4.6 Titrations - Intro and Calculations

Hope Arnett

hope arnett

Dalia Savy

dalia savy


⏱️ August 22, 2020


What Are Titrations?

Titrations are an experimental method🧪 used to analyze acid-base reactions. The image below shows a set up of the apparatus.

In the burette, there’s usually a strong acid or base🍊 with a known concentration (the titrant). In the erlenmeyer flask, there is a weak acid or base, the concentration which we are trying to find (the analyte or titrand). Both the burette and erlenmeyer flask have tick marks for measurement, so we know both solution’s initial volume. 

Along with the weak acid or base, the erlenmeyer has a drop or two of indicator. There are different types of indicators. Each indicator changes the solution’s color when the moles of acid are equal to the moles of base. 

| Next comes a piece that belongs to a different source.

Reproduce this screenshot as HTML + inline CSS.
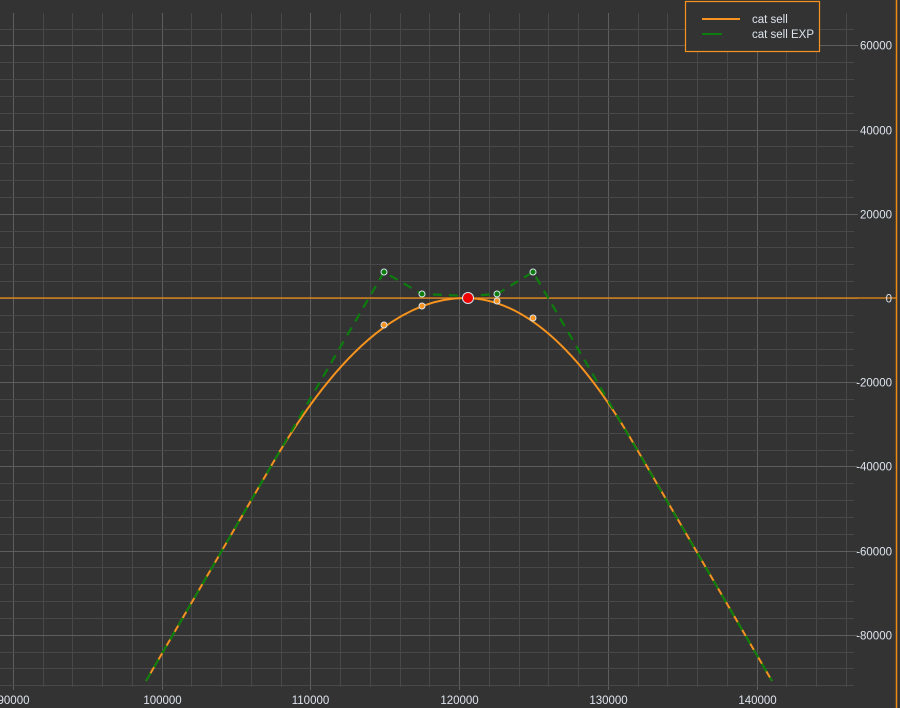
<!DOCTYPE html>
<html><head><style>
html,body{margin:0;padding:0;background:#323232;width:900px;height:708px;overflow:hidden}
svg{display:block}
text{font-family:"Liberation Sans",sans-serif;font-size:11.5px;fill:#dde4ee}
</style></head><body>
<svg id="s" width="900" height="708" xmlns="http://www.w3.org/2000/svg">
<rect width="900" height="708" fill="#333333"/>
<g id="grid"></g>
<line x1="0" y1="298" x2="896" y2="298" stroke="#f08a10" stroke-width="1.2"/>
<line x1="896.5" y1="0" x2="896.5" y2="708" stroke="#f08a10" stroke-width="1.5"/>
<path d="M146,681 L273,462.8 Q369,298 465,298 Q549,298 633,442.5 L772,681" fill="none" stroke="#f7931e" stroke-width="2"/>
<polyline points="146,681 384,272 422,294 468,296 497,294 533,272 772,681" fill="none" stroke="#0d7d0d" stroke-width="2.2" stroke-dasharray="9,7"/>
<g stroke="#d8e4ee" stroke-width="1">
<circle cx="384" cy="272" r="3" fill="#0d7d0d"/>
<circle cx="422" cy="294" r="3" fill="#0d7d0d"/>
<circle cx="497" cy="294" r="3" fill="#0d7d0d"/>
<circle cx="533" cy="272" r="3" fill="#0d7d0d"/>
<circle cx="384" cy="325" r="3" fill="#f7931e"/>
<circle cx="422" cy="306" r="3" fill="#f7931e"/>
<circle cx="497" cy="301" r="3" fill="#f7931e"/>
<circle cx="533" cy="318" r="3" fill="#f7931e"/>
<circle cx="468" cy="298" r="5.5" fill="#ee0000"/>
</g>
<rect x="685.5" y="1.5" width="134" height="50" fill="#333333" stroke="#f7931e" stroke-width="1.2"/>
<line x1="702" y1="19" x2="740" y2="19" stroke="#f7931e" stroke-width="2"/>
<line x1="702" y1="34" x2="722" y2="34" stroke="#0d7d0d" stroke-width="2"/>
<text x="752" y="23">cat sell</text>
<text x="752" y="38">cat sell EXP</text>
<g id="labels"></g>
</svg>
<script>
var g=document.getElementById('grid'),l=document.getElementById('labels'),ns='http://www.w3.org/2000/svg';
function ln(x1,y1,x2,y2,c){var e=document.createElementNS(ns,'line');e.setAttribute('x1',x1);e.setAttribute('y1',y1);e.setAttribute('x2',x2);e.setAttribute('y2',y2);e.setAttribute('stroke',c);e.setAttribute('stroke-width',1);g.appendChild(e);}
function tx(x,y,s,a){var e=document.createElementNS(ns,'text');e.setAttribute('x',x);e.setAttribute('y',y);if(a)e.setAttribute('text-anchor',a);e.textContent=s;l.appendChild(e);}
var ppx=14.87;
for(var v=88000;v<=148000;v+=2000){var x=Math.round(13+(v-90000)/1000*ppx)+0.5;if(x>855)break;var maj=v%10000==0;ln(x,13,x,maj?690:687,maj?'#5e5e5e':'#484848');if(maj)tx(x,704,String(v),'middle');}
var ppy=84.2/20000;
for(var w=72000;w>=-96000;w-=4000){var y=Math.round(298-w*ppy)+0.5;if(y<13||y>688)continue;var maj=w%20000==0;ln(0,y,maj?858:854,y,maj?'#5e5e5e':'#484848');if(maj)tx(892,y+4,String(w),'end');}
</script>
</body></html>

When you carry out a titration, you gradually add acid from the burette into the flask until the indicator changes the color of the solution🔴🟣. Once this happens, the titration is at the equivalence point. A common indicator is phenolphthalein, which makes the solution light-pink at the equivalence point. Below is a sample graph of the curve:

Simple Titration Calculations

Since the equivalence point is when the number of moles are equal, we can make an equation using molarity (moles/L) and volume:

moles of acid = moles of base

Since moles = moles/Liter * Liters, we can say MaVa = MbVb M represents the concentrations of the acid and base. We know the titrant’s concentration, so we can use that for Ma . Va is the titrant’s final volume, and Vb is the analyte’s initial volume. We can plug in these values and then solve for Mb. 🧠It’s important to note that if the mole ratio of the acid and base is NOT 1:1, then you would need to multiply the appropriate sides by their mole ratio. For example, if an acid and base have a mole ratio of 1:2, then this would be the equation: MaVa = 2MbVb


The following question is from the Advanced Placement YT Channel.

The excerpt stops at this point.